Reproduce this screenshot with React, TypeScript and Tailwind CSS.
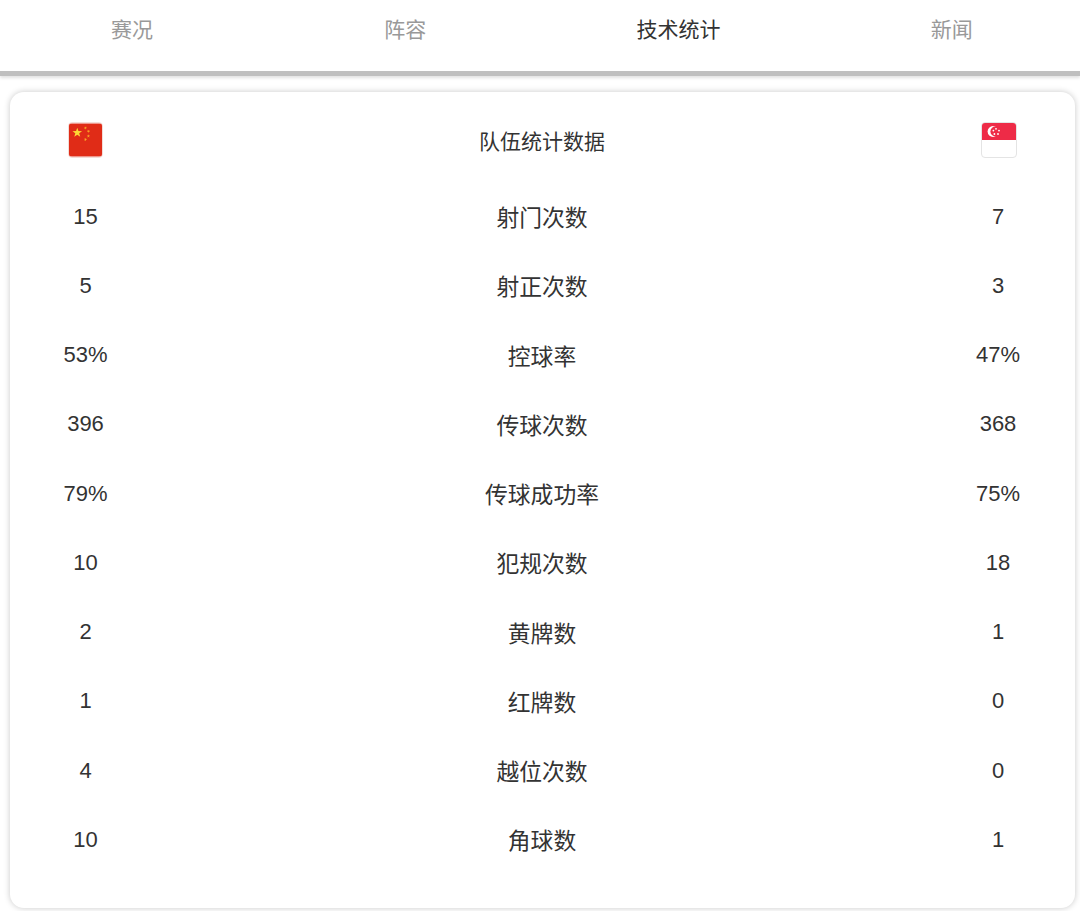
const tabs = ["赛况", "阵容", "技术统计", "新闻"];

const stats = [
  { left: "15", name: "射门次数", right: "7" },
  { left: "5", name: "射正次数", right: "3" },
  { left: "53%", name: "控球率", right: "47%" },
  { left: "396", name: "传球次数", right: "368" },
  { left: "79%", name: "传球成功率", right: "75%" },
  { left: "10", name: "犯规次数", right: "18" },
  { left: "2", name: "黄牌数", right: "1" },
  { left: "1", name: "红牌数", right: "0" },
  { left: "4", name: "越位次数", right: "0" },
  { left: "10", name: "角球数", right: "1" },
];

const cjk = "font-['Liberation_Sans','Noto_Sans_CJK_SC',sans-serif]";

function star(cx: number, cy: number, r: number, rot = 0) {
  const pts: string[] = [];
  for (let i = 0; i < 10; i++) {
    const rad = i % 2 === 0 ? r : r * 0.4;
    const a = ((-90 + rot + i * 36) * Math.PI) / 180;
    pts.push(`${(cx + rad * Math.cos(a)).toFixed(2)},${(cy + rad * Math.sin(a)).toFixed(2)}`);
  }
  return pts.join(" ");
}

function ChinaFlag() {
  return (
    <div className="w-[35px] h-[36px] rounded-[4px] border border-[#f3dcd8] overflow-hidden">
      <svg viewBox="0 0 34 34" className="w-full h-full block">
        <rect width="34" height="34" fill="#e02c17" />
        <polygon points={star(8.5, 9.5, 5.2)} fill="#fdd835" />
        <polygon points={star(17, 4.5, 1.8, 20)} fill="#f9a825" />
        <polygon points={star(20, 8, 1.8, 40)} fill="#f9a825" />
        <polygon points={star(20, 13, 1.8, 0)} fill="#f9a825" />
        <polygon points={star(17, 16.5, 1.8, 20)} fill="#f9a825" />
      </svg>
    </div>
  );
}

function SingaporeFlag() {
  return (
    <div className="w-[36px] h-[36px] rounded-[4px] border border-[#e4e4e4] overflow-hidden bg-white">
      <svg viewBox="0 0 34 34" className="w-full h-full block">
        <rect width="34" height="17" fill="#ee2b47" />
        <circle cx="11" cy="8.5" r="5.4" fill="#fff" />
        <circle cx="13.4" cy="8.5" r="5" fill="#ee2b47" />
        <circle cx="14" cy="5.8" r="0.9" fill="#fff" />
        <circle cx="17" cy="7.6" r="0.9" fill="#fff" />
        <circle cx="16" cy="11" r="0.9" fill="#fff" />
        <circle cx="12.4" cy="11" r="0.9" fill="#fff" />
        <circle cx="11.4" cy="7.6" r="0.9" fill="#fff" />
      </svg>
    </div>
  );
}

export default function App() {
  return (
    <div className={`w-[1080px] h-[911px] overflow-hidden bg-white text-[#333] ${cjk}`}>
      <div className="h-[71px] bg-white border-b-[5px] border-[#bfbfbf] box-content shadow-[0_2px_3px_rgba(0,0,0,0.12)]">
        <div className="grid grid-cols-[repeat(4,273.2px)] ml-[-4.5px] pt-[17px]">
          {tabs.map((t, i) => (
            <div key={t} className={`text-center text-[21px] leading-[26px] ${i === 2 ? "text-[#333]" : "text-[#999]"}`}>
              {t}
            </div>
          ))}
        </div>
      </div>

      <div className="ml-[10px] mt-[16px] w-[1065px] h-[816px] bg-white rounded-[14px] shadow-[0_0_6px_rgba(0,0,0,0.22)]">
        <div className="grid grid-cols-[151px_1fr_150px] pr-[2px] items-start pt-[30px] h-[68px]">
          <div className="flex justify-center"><ChinaFlag /></div>
          <div className="text-center text-[21px] leading-[36px] pt-[2px]">队伍统计数据</div>
          <div className="flex justify-center pl-[1px]"><SingaporeFlag /></div>
        </div>
        <div className="pt-[22px]">
          {stats.map((s) => (
            <div key={s.name} className="grid grid-cols-[151px_1fr_150px] pr-[2px] items-center h-[69.25px]">
              <div className="text-center text-[22px] leading-[30px]">{s.left}</div>
              <div className="text-center text-[22.8px] leading-[30px] pt-[3px]">{s.name}</div>
              <div className="text-center text-[22px] leading-[30px]">{s.right}</div>
            </div>
          ))}
        </div>
      </div>
    </div>
  );
}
┄┄┄┄┄┄┄┄┄┄
* **What you will do**
The data above should be repeated exactly, minus any pictures.

* **The reply**
Reproduce this screenshot with React, TypeScript and Tailwind CSS.
const tabs = ["赛况", "阵容", "技术统计", "新闻"];

const stats = [
  { left: "15", name: "射门次数", right: "7" },
  { left: "5", name: "射正次数", right: "3" },
  { left: "53%", name: "控球率", right: "47%" },
  { left: "396", name: "传球次数", right: "368" },
  { left: "79%", name: "传球成功率", right: "75%" },
  { left: "10", name: "犯规次数", right: "18" },
  { left: "2", name: "黄牌数", right: "1" },
  { left: "1", name: "红牌数", right: "0" },
  { left: "4", name: "越位次数", right: "0" },
  { left: "10", name: "角球数", right: "1" },
];

const cjk = "font-['Liberation_Sans','Noto_Sans_CJK_SC',sans-serif]";

function star(cx: number, cy: number, r: number, rot = 0) {
  const pts: string[] = [];
  for (let i = 0; i < 10; i++) {
    const rad = i % 2 === 0 ? r : r * 0.4;
    const a = ((-90 + rot + i * 36) * Math.PI) / 180;
    pts.push(`${(cx + rad * Math.cos(a)).toFixed(2)},${(cy + rad * Math.sin(a)).toFixed(2)}`);
  }
  return pts.join(" ");
}

function ChinaFlag() {
  return (
    <div className="w-[35px] h-[36px] rounded-[4px] border border-[#f3dcd8] overflow-hidden">
      <svg viewBox="0 0 34 34" className="w-full h-full block">
        <rect width="34" height="34" fill="#e02c17" />
        <polygon points={star(8.5, 9.5, 5.2)} fill="#fdd835" />
        <polygon points={star(17, 4.5, 1.8, 20)} fill="#f9a825" />
        <polygon points={star(20, 8, 1.8, 40)} fill="#f9a825" />
        <polygon points={star(20, 13, 1.8, 0)} fill="#f9a825" />
        <polygon points={star(17, 16.5, 1.8, 20)} fill="#f9a825" />
      </svg>
    </div>
  );
}

function SingaporeFlag() {
  return (
    <div className="w-[36px] h-[36px] rounded-[4px] border border-[#e4e4e4] overflow-hidden bg-white">
      <svg viewBox="0 0 34 34" className="w-full h-full block">
        <rect width="34" height="17" fill="#ee2b47" />
        <circle cx="11" cy="8.5" r="5.4" fill="#fff" />
        <circle cx="13.4" cy="8.5" r="5" fill="#ee2b47" />
        <circle cx="14" cy="5.8" r="0.9" fill="#fff" />
        <circle cx="17" cy="7.6" r="0.9" fill="#fff" />
        <circle cx="16" cy="11" r="0.9" fill="#fff" />
        <circle cx="12.4" cy="11" r="0.9" fill="#fff" />
        <circle cx="11.4" cy="7.6" r="0.9" fill="#fff" />
      </svg>
    </div>
  );
}

export default function App() {
  return (
    <div className={`w-[1080px] h-[911px] overflow-hidden bg-white text-[#333] ${cjk}`}>
      <div className="h-[71px] bg-white border-b-[5px] border-[#bfbfbf] box-content shadow-[0_2px_3px_rgba(0,0,0,0.12)]">
        <div className="grid grid-cols-[repeat(4,273.2px)] ml-[-4.5px] pt-[17px]">
          {tabs.map((t, i) => (
            <div key={t} className={`text-center text-[21px] leading-[26px] ${i === 2 ? "text-[#333]" : "text-[#999]"}`}>
              {t}
            </div>
          ))}
        </div>
      </div>

      <div className="ml-[10px] mt-[16px] w-[1065px] h-[816px] bg-white rounded-[14px] shadow-[0_0_6px_rgba(0,0,0,0.22)]">
        <div className="grid grid-cols-[151px_1fr_150px] pr-[2px] items-start pt-[30px] h-[68px]">
          <div className="flex justify-center"><ChinaFlag /></div>
          <div className="text-center text-[21px] leading-[36px] pt-[2px]">队伍统计数据</div>
          <div className="flex justify-center pl-[1px]"><SingaporeFlag /></div>
        </div>
        <div className="pt-[22px]">
          {stats.map((s) => (
            <div key={s.name} className="grid grid-cols-[151px_1fr_150px] pr-[2px] items-center h-[69.25px]">
              <div className="text-center text-[22px] leading-[30px]">{s.left}</div>
              <div className="text-center text-[22.8px] leading-[30px] pt-[3px]">{s.name}</div>
              <div className="text-center text-[22px] leading-[30px]">{s.right}</div>
            </div>
          ))}
        </div>
      </div>
    </div>
  );
}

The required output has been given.